Nothing like an arcade emulator and the re-discovery of a favorite video game to make one feel young again. Cheaper than plastic surgery, too.

I know that many of you—though not that many perhaps (which must say something about who my friends are)—will think me a touch mad for rediscovering in recent days an old arcade game called “Galaxians” and seeing this as a kind of right of passage into adulthood. (Of course at age 29 it’s about time for adulthood, isn’t it?)

In straight gaming terms, Galaxians is nothing more than a type of souped up Space Invaders. You control a ship at the bottom of the screen and wave after wave of aliens kamakazi their way toward you as each side tries to shoot down the other. Finish off one wave, start the next. There’s some nifty sound effects to heighten the tension, but at its heart, it’s a very basic game.

So I can only conclude that it’s the memories I’ve subconsciously attached to this thing which make it such a powerful draw. I remember vacations at the Oregon resort of Black Butte with my friend Dave and his family, where Dave and I would hang out at the arcade and pop quarters into the Galaxians machine the way some people go through sunflower seeds. I wasn’t a great player by any stretch (was I? Dave, feel free to correct me if I’m wrong), but I sure recall my Black Butte experiences as wonderful times.

I remember saving my allowance for a battery-operated hand-held version of the game. It was something like $45 at the time I bought it, which was, for a young kid in the early ’80s, an incredible extravagance. I played it for weeks, but ultimately the sad reality was that it just wasn’t nearly as good as the arcade original.

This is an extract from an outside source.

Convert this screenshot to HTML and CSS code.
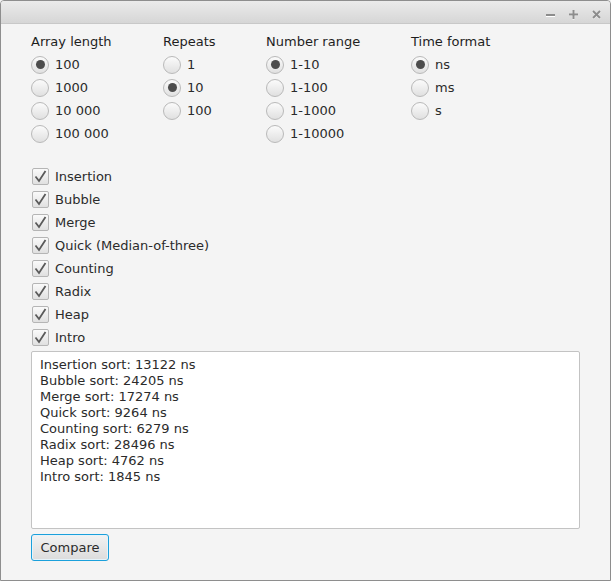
FILE: index.html
```html
<!DOCTYPE html>
<html>
<head>
<meta charset="utf-8">
<link rel="stylesheet" href="styles.css">
</head>
<body>
<div class="window">
  <div class="titlebar">
    <div class="wm-buttons">
      <svg class="wm" width="11" height="11" viewBox="0 0 11 11"><rect x="1" y="6" width="9" height="2" fill="#fff"/><rect x="1" y="5" width="9" height="2" fill="#8c8c8c"/></svg>
      <svg class="wm" width="11" height="11" viewBox="0 0 11 11"><g fill="#fff"><rect x="1" y="5" width="9" height="2"/><rect x="4.5" y="1.5" width="2" height="9"/></g><g fill="#8c8c8c"><rect x="1" y="4.5" width="9" height="2"/><rect x="4.5" y="1" width="2" height="9"/></g></svg>
      <svg class="wm" width="11" height="11" viewBox="0 0 11 11"><g stroke="#fff" stroke-width="2"><line x1="2" y1="2.5" x2="9" y2="9.5"/><line x1="9" y1="2.5" x2="2" y2="9.5"/></g><g stroke="#8c8c8c" stroke-width="2"><line x1="2" y1="2" x2="9" y2="9"/><line x1="9" y1="2" x2="2" y2="9"/></g></svg>
    </div>
  </div>
  <div class="content">
    <div class="groups">
      <div class="group g1">
        <div class="heading">Array length</div>
        <div class="row"><span class="radio on"></span>100</div>
        <div class="row"><span class="radio"></span>1000</div>
        <div class="row"><span class="radio"></span>10 000</div>
        <div class="row"><span class="radio"></span>100 000</div>
      </div>
      <div class="group g2">
        <div class="heading">Repeats</div>
        <div class="row"><span class="radio"></span>1</div>
        <div class="row"><span class="radio on"></span>10</div>
        <div class="row"><span class="radio"></span>100</div>
      </div>
      <div class="group g3">
        <div class="heading">Number range</div>
        <div class="row"><span class="radio on"></span>1-10</div>
        <div class="row"><span class="radio"></span>1-100</div>
        <div class="row"><span class="radio"></span>1-1000</div>
        <div class="row"><span class="radio"></span>1-10000</div>
      </div>
      <div class="group g4">
        <div class="heading">Time format</div>
        <div class="row"><span class="radio on"></span>ns</div>
        <div class="row"><span class="radio"></span>ms</div>
        <div class="row"><span class="radio"></span>s</div>
      </div>
    </div>
    <div class="checks">
      <div class="row"><span class="check"><svg width="15" height="15" viewBox="0 0 15 15"><path d="M2.5 7.5 L6 12 L12.5 2" fill="none" stroke="#5a5a5a" stroke-width="1.8"/></svg></span>Insertion</div>
      <div class="row"><span class="check"><svg width="15" height="15" viewBox="0 0 15 15"><path d="M2.5 7.5 L6 12 L12.5 2" fill="none" stroke="#5a5a5a" stroke-width="1.8"/></svg></span>Bubble</div>
      <div class="row"><span class="check"><svg width="15" height="15" viewBox="0 0 15 15"><path d="M2.5 7.5 L6 12 L12.5 2" fill="none" stroke="#5a5a5a" stroke-width="1.8"/></svg></span>Merge</div>
      <div class="row"><span class="check"><svg width="15" height="15" viewBox="0 0 15 15"><path d="M2.5 7.5 L6 12 L12.5 2" fill="none" stroke="#5a5a5a" stroke-width="1.8"/></svg></span>Quick (Median-of-three)</div>
      <div class="row"><span class="check"><svg width="15" height="15" viewBox="0 0 15 15"><path d="M2.5 7.5 L6 12 L12.5 2" fill="none" stroke="#5a5a5a" stroke-width="1.8"/></svg></span>Counting</div>
      <div class="row"><span class="check"><svg width="15" height="15" viewBox="0 0 15 15"><path d="M2.5 7.5 L6 12 L12.5 2" fill="none" stroke="#5a5a5a" stroke-width="1.8"/></svg></span>Radix</div>
      <div class="row"><span class="check"><svg width="15" height="15" viewBox="0 0 15 15"><path d="M2.5 7.5 L6 12 L12.5 2" fill="none" stroke="#5a5a5a" stroke-width="1.8"/></svg></span>Heap</div>
      <div class="row"><span class="check"><svg width="15" height="15" viewBox="0 0 15 15"><path d="M2.5 7.5 L6 12 L12.5 2" fill="none" stroke="#5a5a5a" stroke-width="1.8"/></svg></span>Intro</div>
    </div>
    <div class="output">
      <div>Insertion sort: 13122 ns</div>
      <div>Bubble sort: 24205 ns</div>
      <div>Merge sort: 17274 ns</div>
      <div>Quick sort: 9264 ns</div>
      <div>Counting sort: 6279 ns</div>
      <div>Radix sort: 28496 ns</div>
      <div>Heap sort: 4762 ns</div>
      <div>Intro sort: 1845 ns</div>
    </div>
    <button class="btn">Compare</button>
  </div>
</div>
</body>
</html>
```
FILE: styles.css
```css
html, body {
  margin: 0;
  padding: 0;
  background: #f4f4f4;
}
.window {
  box-sizing: border-box;
  width: 611px;
  height: 581px;
  border: 1px solid #8e8e8e;
  border-radius: 4px 4px 0 0;
  background: #f4f4f4;
  font-family: "DejaVu Sans", sans-serif;
  font-size: 13px;
  color: #2b2b2b;
  overflow: hidden;
}
.titlebar {
  height: 23px;
  background: linear-gradient(#ebebeb, #d6d6d6);
  border-bottom: 1px solid #c8c8c8;
  box-sizing: border-box;
  display: flex;
  justify-content: flex-end;
  align-items: center;
}
.wm-buttons {
  display: flex;
  gap: 12px;
  padding-right: 8px;
  padding-top: 5px;
}
.wm { display: block; }
.content {
  padding: 6px 0 0 30px;
}
.groups {
  display: flex;
}
.g1 { width: 132px; }
.g2 { width: 103px; }
.g3 { width: 145px; }
.g4 { width: 120px; }
.heading {
  height: 23px;
  line-height: 23px;
  color: #1e1e1e;
}
.row {
  height: 23px;
  display: flex;
  align-items: center;
  color: #2b2b2b;
}
.radio {
  box-sizing: border-box;
  width: 18px;
  height: 18px;
  border-radius: 50%;
  border: 1px solid #b9b9b9;
  background: linear-gradient(#fbfbfb, #e0e0e0);
  margin-right: 6px;
  display: flex;
  align-items: center;
  justify-content: center;
}
.radio.on::after {
  content: "";
  width: 9px;
  height: 9px;
  border-radius: 50%;
  background: #4d4d4d;
}
.checks {
  margin-top: 20px;
}
.check {
  box-sizing: border-box;
  width: 17px;
  height: 17px;
  border: 1px solid #b5b5b5;
  border-radius: 2px;
  background: linear-gradient(#fafafa, #e0e0e0);
  margin-left: 1px;
  margin-right: 6px;
  display: flex;
  align-items: center;
  justify-content: center;
}
.check svg { display: block; }
.output {
  box-sizing: border-box;
  margin-top: 2px;
  width: 549px;
  height: 178px;
  background: #fff;
  border: 1px solid #c3c3c3;
  border-radius: 2px;
  padding: 5px 8px;
  line-height: 16px;
  color: #2b2b2b;
}
.btn {
  display: block;
  margin-top: 5px;
  box-sizing: border-box;
  width: 78px;
  height: 27px;
  border: 1px solid #1ba0db;
  border-radius: 3px;
  box-shadow: inset 0 0 0 1px #e6f3fa;
  background: linear-gradient(#f2f2f2, #dcdcdc);
  font-family: "DejaVu Sans", sans-serif;
  font-size: 13px;
  color: #2b2b2b;
  padding: 0;
}
```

Time marched on, and not only was Galaxians replaced by Midway Manufacturing with the inferior Galaga, but I went off to college and lost a lot of the youthful enthusiasm I’d had for arcade games in general. I got busy studying important academic trivia, the vast majority of which I will never use or need in my life, and what little additional spare time I had was used up by other noble pursuits, which is to say partying and girls.

After college I played my share of computer-based video games—not well, but that’s another story—but for the most part, I left the arcade machines alone. I just didn’t have the time or money to spend, I told myself. But the closer to the truth may have been that I didn’t know if I could find the same level of joy that I once did in the arcade machines, and arcade games, I thought, were for kids, not adults like me.

So it was with at least some degree of apprehension that I downloaded the freeware program MacMAME, an arcade game emulator, and the Galaxian arcade game ROM from the Internet a few weeks ago. (By the way, the list of available free arcade game ROMs reads like a all-star roster from the early ’80s: Asteroids, Ms. Pac-Man, Dig Dug, Tempest, Burger Time, Spy Hunter, Tron, etc.)

I booted up Galaxians and switched over to 2×2 video mode (aka full-screen), dropped in a pseudo-coin and pressed for one player. And it was as fun as it has ever been.

Maybe the transition to adulthood is finally complete when we begin yearning to recapture our childhood. I can’t help but think that this yearning is a kind of societal norm (since, like everyone else I know, I take my own experiences and wildly extrapolate that to the universe). If that’s true, then I guess you can finally welcome me to the land of grown-ups as I blast another attack wave. My newly re-found joy of Galaxians is here to stay, and I’m not afraid to say so.